Проханов показывает нам «чудо о комбинате»: в каких муках, физических и душевных, интеллектуальных, рождается комбинат, как вместе со старым городом ломаются не только ветхие кварталы, но и ветхие души. На комбинат в конце концов замыкаются все романные линии: картины художника Горшенина выставляются в надувном (естественно) ангаре для ротора, театр должен сыграть пьесу прямо на стройке, оппозиционный журналист станет штатным историографом комбината, директор музея почувствует необходимость сделать экспозицию о комбинате.
По флоберовским критериям роман, скажем так, далек от совершенства, сюжет часто пробуксовывает, вместо того чтобы действовать, герои постоянно читают лекции, вступают в печатную полемику, ведут малоконструктивные бизнес-переговоры. Но в «Месте действия» много того, что можно описывать как «энергетику», «неканоническую ахинею» или «авангардную стилистику».
Роман — плотина, на которую несется поток метафор, сравнений, образов, рокотание фонетически однородной лексики: двутавры, фермы, градирни, роторы, форсунки, рольганги. Типично прохановские словосочетания, поражающие «полным равенством присутствующих в описании предметов и их определений» (Дедков): ревущие стальные конструкции, перекрученные жгуты труб, кипящие паром вулканы градирен, пышущие жаром домны.
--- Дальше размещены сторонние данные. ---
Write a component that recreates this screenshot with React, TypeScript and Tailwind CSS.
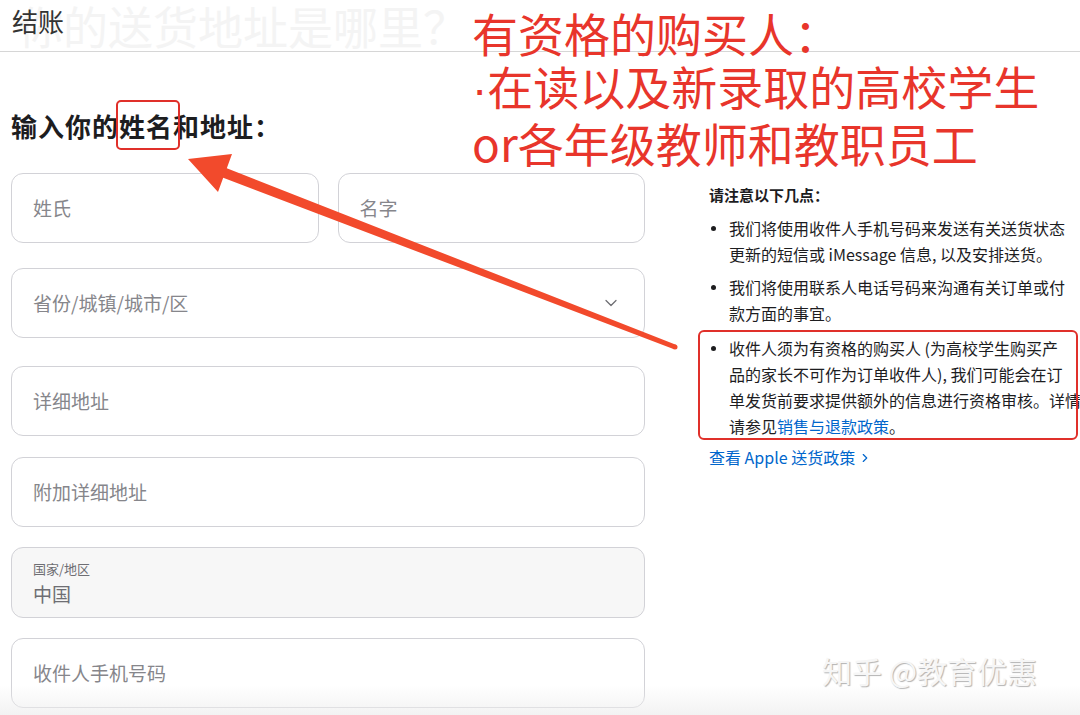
import React from 'react';
import { ChevronDown, ChevronRight } from 'lucide-react';

const Field = ({ label, className = '', children }: { label: string; className?: string; children?: React.ReactNode }) => (
	<div
		className={`h-[70px] rounded-[12px] border border-[#d2d2d7] bg-white flex items-center px-[21px] text-[19px] text-[#86868b] ${className}`}>
		<span className="flex-1">{label}</span>
		{children}
	</div>
);

const Bullet = ({ lines, className = '' }: { lines: React.ReactNode[]; className?: string }) => (
	<div className={`flex ${className}`}>
		<span className="w-[20px] shrink-0 pl-[2px] pt-[11px]">
			<span className="block w-[5px] h-[5px] rounded-full bg-[#1d1d1f]" />
		</span>
		<div className="text-[16px] leading-[26px] text-[#1d1d1f]">
			{lines.map((l, i) => (
				<div key={i} className="whitespace-nowrap">
					{l}
				</div>
			))}
		</div>
	</div>
);

export default function App() {
	return (
		<div className="relative w-[1080px] h-[715px] overflow-hidden bg-white font-['Noto_Sans_CJK_SC','Noto_Sans',sans-serif] text-[#1d1d1f]">
			{/* шапка */}
			<div className="relative h-[52px] border-b border-[#d6d6d6] overflow-hidden">
				<div className="absolute left-[18px] top-[3px] text-[45px] leading-none text-[#f4f4f4] whitespace-nowrap">
					你的送货地址是哪里？
				</div>
				<div className="relative pl-[12px] pt-[4px] text-[26px] leading-[34px] text-[#333]">结账</div>
			</div>

			<div className="flex">
				{/* форма */}
				<div className="w-[645px] pl-[11px]">
					<h2 className="mt-[57px] text-[26px] leading-[34px] font-bold tracking-[1px] text-[#1d1d1f]">
						输入你的姓名和地址：
					</h2>
					<div className="mt-[30px] flex gap-[19px]">
						<Field label="姓氏" className="flex-1" />
						<Field label="名字" className="flex-1" />
					</div>
					<Field label="省份/城镇/城市/区" className="mt-[25px]">
						<ChevronDown size={20} strokeWidth={1.5} className="text-[#6e6e73] mr-[2px]" />
					</Field>
					<Field label="详细地址" className="mt-[28px]" />
					<Field label="附加详细地址" className="mt-[21px]" />
					<div className="mt-[20px] h-[71px] rounded-[12px] border border-[#d2d2d7] bg-[#f7f7f7] px-[21px] pt-[12px]">
						<div className="text-[13px] leading-[18px] text-[#6e6e73]">国家/地区</div>
						<div className="mt-[3px] text-[19px] leading-[26px] text-[#6e6e73]">中国</div>
					</div>
					<Field label="收件人手机号码" className="mt-[20px]" />
				</div>

				{/* примечания */}
				<div className="ml-[64px] w-[370px] pt-[131px]">
					<div className="text-[15px] leading-[24px] font-bold">请注意以下几点：</div>
					<Bullet
						className="mt-[8px]"
						lines={['我们将使用收件人手机号码来发送有关送货状态', '更新的短信或 iMessage 信息, 以及安排送货。']}
					/>
					<Bullet className="mt-[7px]" lines={['我们将使用联系人电话号码来沟通有关订单或付', '款方面的事宜。']} />
					<Bullet
						className="mt-[9px]"
						lines={[
							'收件人须为有资格的购买人 (为高校学生购买产',
							'品的家长不可作为订单收件人), 我们可能会在订',
							'单发货前要求提供额外的信息进行资格审核。详情',
							<>
								请参见<span className="text-[#0066cc]">销售与退款政策</span>。
							</>,
						]}
					/>
					<div className="mt-[5px] flex items-center text-[16px] leading-[26px] text-[#0066cc]">
						查看 Apple 送货政策
						<ChevronRight size={14} strokeWidth={2} className="ml-[3px] mt-[2px]" />
					</div>
				</div>
			</div>

			{/* пометки поверх скриншота */}
			<div className="absolute left-[472px] top-[6px] text-[46px] leading-[53px] text-[#e8352b] whitespace-nowrap">
				<div>有资格的购买人：</div>
				<div>
					<span className="font-['Liberation_Sans',sans-serif]">·</span>在读以及新录取的高校学生
				</div>
				<div>or各年级教师和教职员工</div>
			</div>
			<div className="absolute left-[116px] top-[100px] w-[64px] h-[50px] border-2 border-[#e0302a] rounded-[5px]" />
			<div className="absolute left-[698px] top-[330px] w-[380px] h-[110px] border-2 border-[#e0302a] rounded-[6px]" />
			<svg className="absolute inset-0 pointer-events-none" width={1080} height={715} viewBox="0 0 1080 715">
				<polygon
					points="188,159 232,154 226.8,168.3 675.9,344.7 674.1,349.3 223.2,177.7 218,192"
					fill="#f24a2c"
				/>
				<circle cx={675} cy={347} r={2.5} fill="#f24a2c" />
			</svg>

			<div className="absolute left-[822px] top-[650px] text-[30px] leading-[40px] text-[#f6f6f6] whitespace-nowrap [text-shadow:1px_1px_1px_rgba(0,0,0,0.3)]">
				知乎 @教育优惠
			</div>
			<div className="absolute left-0 right-0 bottom-0 h-[30px] bg-linear-to-b from-transparent to-[#ededed]/70 pointer-events-none" />
		</div>
	);
}
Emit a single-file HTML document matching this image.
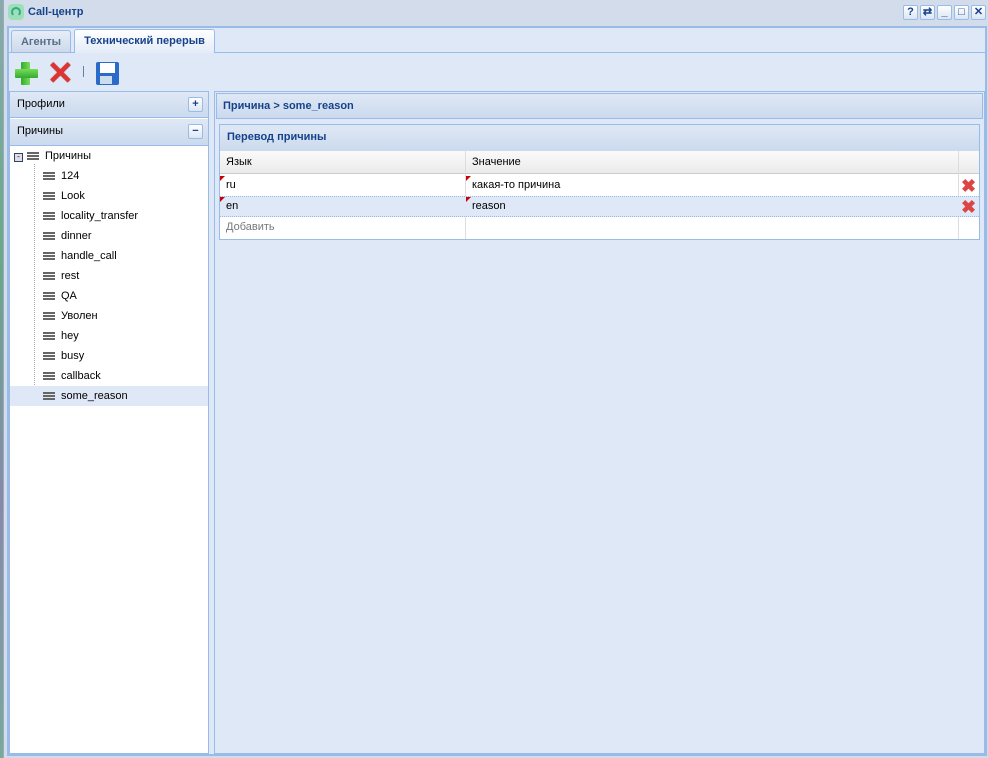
<!DOCTYPE html>
<html><head><meta charset="utf-8"><style>
*{box-sizing:border-box;margin:0;padding:0}
body{width:988px;height:758px;overflow:hidden;background:#c9d5e3;font-family:"Liberation Sans",sans-serif;font-size:11px;color:#000;position:relative}
.a{position:absolute}
.hdr{background:linear-gradient(#dfe8f5,#cbdaee);color:#15428b;font-weight:bold}
.ic{width:12px;height:8px;border-top:2px solid #666;border-bottom:2px solid #666;position:absolute}
.ic:after{content:"";position:absolute;left:0;right:0;top:1px;height:2px;background:#666}
.tr{position:absolute;left:61px;height:20px;line-height:20px}
.tb{width:15px;height:15px;border:1px solid #99bbe8;border-radius:2px;background:linear-gradient(#fff,#dbe6f4);color:#15428b;font-size:11px;text-align:center;line-height:12px;font-weight:bold}
.x{color:#d44;font-size:18px;font-weight:bold;line-height:18px}
</style></head><body>
<div class="a" style="left:0;top:0;width:4px;height:758px;background:linear-gradient(#8aa,#6a8,#88a,#7a9)"></div>
<div class="a" style="left:3px;top:0;width:985px;height:758px;background:#d2dcea;border-left:1px solid #99aabb"></div>
<div class="a" style="left:8px;top:4px;width:16px;height:16px;border-radius:4px;background:#9de0b8"></div>
<div class="a" style="left:11px;top:7px;width:10px;height:10px;border:2px solid #3a8;border-bottom-color:transparent;border-radius:50%"></div>
<div class="a" style="left:28px;top:6px;font-weight:bold;color:#15428b">Call-центр</div>
<div class="a tb" style="left:903px;top:5px">?</div>
<div class="a tb" style="left:920px;top:5px">⇄</div>
<div class="a tb" style="left:937px;top:5px">_</div>
<div class="a tb" style="left:954px;top:5px">□</div>
<div class="a tb" style="left:971px;top:5px">✕</div>
<div class="a" style="left:7px;top:26px;width:980px;height:730px;background:#dfe8f6;border:2px solid #99bbe8"></div>
<div class="a" style="left:9px;top:52px;width:976px;height:1px;background:#99bbe8"></div>
<div class="a" style="left:11px;top:30px;width:60px;height:22px;border:1px solid #99bbe8;border-bottom:0;border-radius:3px 3px 0 0;background:linear-gradient(#e6edf7,#cddaec);color:#5a6e8a;font-weight:bold;text-align:center;line-height:22px">Агенты</div>
<div class="a" style="left:74px;top:29px;width:141px;height:24px;border:1px solid #99bbe8;border-bottom:0;border-radius:3px 3px 0 0;background:linear-gradient(#fff,#e4ecf7);color:#15428b;font-weight:bold;text-align:center;line-height:23px">Технический перерыв</div>
<!-- toolbar icons -->
<div class="a" style="left:21px;top:62px;width:9px;height:23px;background:linear-gradient(90deg,#3a3,#7d5);border-radius:1px"></div>
<div class="a" style="left:15px;top:69px;width:23px;height:9px;background:linear-gradient(#7d5,#3a3);border-radius:1px"></div>
<div class="a" style="left:47px;top:58px;color:#d33;font-size:32px;font-weight:bold;line-height:30px;text-shadow:0 0 1px #800">✕</div>
<div class="a" style="left:83px;top:66px;width:1px;height:11px;background:#6680a0"></div>
<div class="a" style="left:96px;top:62px;width:23px;height:23px;background:#2a6ac8;border-radius:2px"></div>
<div class="a" style="left:100px;top:63px;width:15px;height:10px;background:#fff"></div>
<div class="a" style="left:100px;top:76px;width:12px;height:8px;background:#cde"></div>
<!-- left panel -->
<div class="a" style="left:9px;top:91px;width:200px;height:663px;background:#fff;border:1px solid #99bbe8"></div>
<div class="a hdr" style="left:10px;top:92px;width:198px;height:26px;border-bottom:1px solid #99bbe8;font-weight:normal;color:#000;padding:6px 7px">Профили</div>
<div class="a tb" style="left:188px;top:97px">+</div>
<div class="a hdr" style="left:10px;top:119px;width:198px;height:27px;border-bottom:1px solid #99bbe8;font-weight:normal;color:#000;padding:6px 7px">Причины</div>
<div class="a tb" style="left:188px;top:124px">−</div>
<div class="a" style="left:14px;top:153px;width:9px;height:9px;border:1px solid #345;background:#dde;font-size:8px;line-height:6px;text-align:center">-</div>
<div class="ic" style="left:27px;top:152px"></div>
<div class="a" style="left:45px;top:150px">Причины</div>
<div class="a" style="left:34px;top:164px;width:0;height:233px;border-left:1px dotted #aaa"></div>
<div class="a" style="left:10px;top:386px;width:198px;height:20px;background:#dfe8f6"></div>
<div class="ic" style="left:43px;top:172px"></div><div class="tr" style="top:166px">124</div>
<div class="ic" style="left:43px;top:192px"></div><div class="tr" style="top:186px">Look</div>
<div class="ic" style="left:43px;top:212px"></div><div class="tr" style="top:206px">locality_transfer</div>
<div class="ic" style="left:43px;top:232px"></div><div class="tr" style="top:226px">dinner</div>
<div class="ic" style="left:43px;top:252px"></div><div class="tr" style="top:246px">handle_call</div>
<div class="ic" style="left:43px;top:272px"></div><div class="tr" style="top:266px">rest</div>
<div class="ic" style="left:43px;top:292px"></div><div class="tr" style="top:286px">QA</div>
<div class="ic" style="left:43px;top:312px"></div><div class="tr" style="top:306px">Уволен</div>
<div class="ic" style="left:43px;top:332px"></div><div class="tr" style="top:326px">hey</div>
<div class="ic" style="left:43px;top:352px"></div><div class="tr" style="top:346px">busy</div>
<div class="ic" style="left:43px;top:372px"></div><div class="tr" style="top:366px">callback</div>
<div class="ic" style="left:43px;top:392px"></div><div class="tr" style="top:386px">some_reason</div>
<!-- right panel -->
<div class="a" style="left:214px;top:91px;width:771px;height:663px;background:#dfe8f6;border:1px solid #99bbe8"></div>
<div class="a hdr" style="left:216px;top:93px;width:767px;height:26px;border:1px solid #99bbe8;padding:6px 6px">Причина &gt; some_reason</div>
<div class="a" style="left:219px;top:124px;width:761px;height:116px;border:1px solid #99bbe8;background:#fff"></div>
<div class="a hdr" style="left:220px;top:125px;width:759px;height:26px;padding:6px 7px">Перевод причины</div>
<div class="a" style="left:220px;top:151px;width:759px;height:23px;background:linear-gradient(#fafafa,#ebebeb);border-bottom:1px solid #ccc"></div>
<div class="a" style="left:226px;top:156px">Язык</div>
<div class="a" style="left:472px;top:156px">Значение</div>
<div class="a" style="left:465px;top:151px;width:1px;height:88px;background:#ddd"></div>
<div class="a" style="left:958px;top:151px;width:1px;height:88px;background:#ddd"></div>
<div class="a" style="left:220px;top:196px;width:759px;height:21px;background:#dfe8f6;border-top:1px dotted #99bbe8;border-bottom:1px dotted #99bbe8"></div>
<div class="a" style="left:220px;top:176px;border-top:5px solid #c00;border-right:5px solid transparent"></div>
<div class="a" style="left:466px;top:176px;border-top:5px solid #c00;border-right:5px solid transparent"></div>
<div class="a" style="left:220px;top:197px;border-top:5px solid #c00;border-right:5px solid transparent"></div>
<div class="a" style="left:466px;top:197px;border-top:5px solid #c00;border-right:5px solid transparent"></div>
<div class="a" style="left:226px;top:179px">ru</div>
<div class="a" style="left:472px;top:179px">какая-то причина</div>
<div class="a" style="left:226px;top:200px">en</div>
<div class="a" style="left:472px;top:200px">reason</div>
<div class="a" style="left:226px;top:221px;color:#777">Добавить</div>
<div class="a x" style="left:961px;top:177px">✖</div>
<div class="a x" style="left:961px;top:198px">✖</div>
</body></html>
Фразы-комбинаты, бурлящие энергетикой и динамикой, мгновенно выдающие готовую образную продукцию: «Бульдозеры торили обочины. Экскаваторы рвали лед». «Оранжевые толстолобые „магирусы“ в дизельных реактивных дымах мчали, груженные грунтом». Котлован со строительной техникой он описывает, как Бодлер — падаль на дне могилы, облепленную могильными червями. И это даже не декадентский интерес к «наоборот», к эстетике безобразного, это странное, присущее только большим художникам умение разглядеть великую красоту там, где обычный человек увидит какую-то черную дыру, в которую даже и плюнуть-то не хочется, красоту механизма, преодолевающего материю.
«Этап, когда культура находилась в эстетическом возбуждении, — писал Проханов в одной из статей 70-х годов, — давно прошел. Мутация прозы вошла в норму. Хочется спокойной очевидной чистоты. Модернизм стал заезжен. Хочется вернуться в чистые зоны. Я сам переболел мифологизмами. Естественно используются мифы в тех литературах, которые ушли недалеко от фольклора. В русской литературе эпоха фольклора в прошлом. Как минимум два поколения русской литературы не мифологизировано. И сегодня у нас мифологизирование — выморочно, нереально. Сегодня цивилизация сама есть миф с точки зрения предшествующей формации. Неканонический миф».
Эта амбиция — «синтезировать архаику и футурологию», развести в одном пруду белую и красную рыбу, примирить их и на коалиционной энергии спасти страну — не осталась незамеченной. Роман произвел не эффект, но множество эффектов. Георгий Марков, писатель-сибиряк, влиятельный литфункционер, восторженно тряс ему руку и сказал: «Вы даже не понимаете еще, что вы написали!».
Для либеральной критики это был еще один производственный роман, но и она была впечатлена его энергетикой, которая относилась на счет «классного журнализма». «Роман, — процедил сквозь зубы новомирский критик Дедков, — вместил в себя поэтический репортаж о технике, запущенной во всю мощь… Чаще всего эта техника воспринимается как особого рода пейзаж. Информационный, патетический, романтический, метафорический, но пейзаж… Авторское романтическое восприятие „объекта“…».
Вечером 12 сентября 1979 года Проханов еще не знает, как зовут перегородившего ему дорогу человечка, но его происхождение и повод очевидны. У него проносится в голове несколько вариантов контратаки, вплоть до презрительного «Я те гармонь-то куплю!», но затем он приходит к выводу, что отвечать какому-то сомнительному деревенщику было ниже его достоинства. Он холодно смеривает наглеца взглядом, отодвигает его в сторону и шествует дальше — к столику, где уже сидели Ким, Гусев, Афанасьев, Маканин. Мужчины здесь — ровесники и союзники Проханова, которые восхищались «Местом действия» и пытались использовать его как «тотальный аргумент» в конфликте с отсталыми деревенщиками, — были одеты вполне по-европейски, женщины были покрасивее и держались независимо, центральной фигурой стола была бутылка грузинского красного, едва, впрочем, заметная среди нагромождения тарелок с салатами и закусками.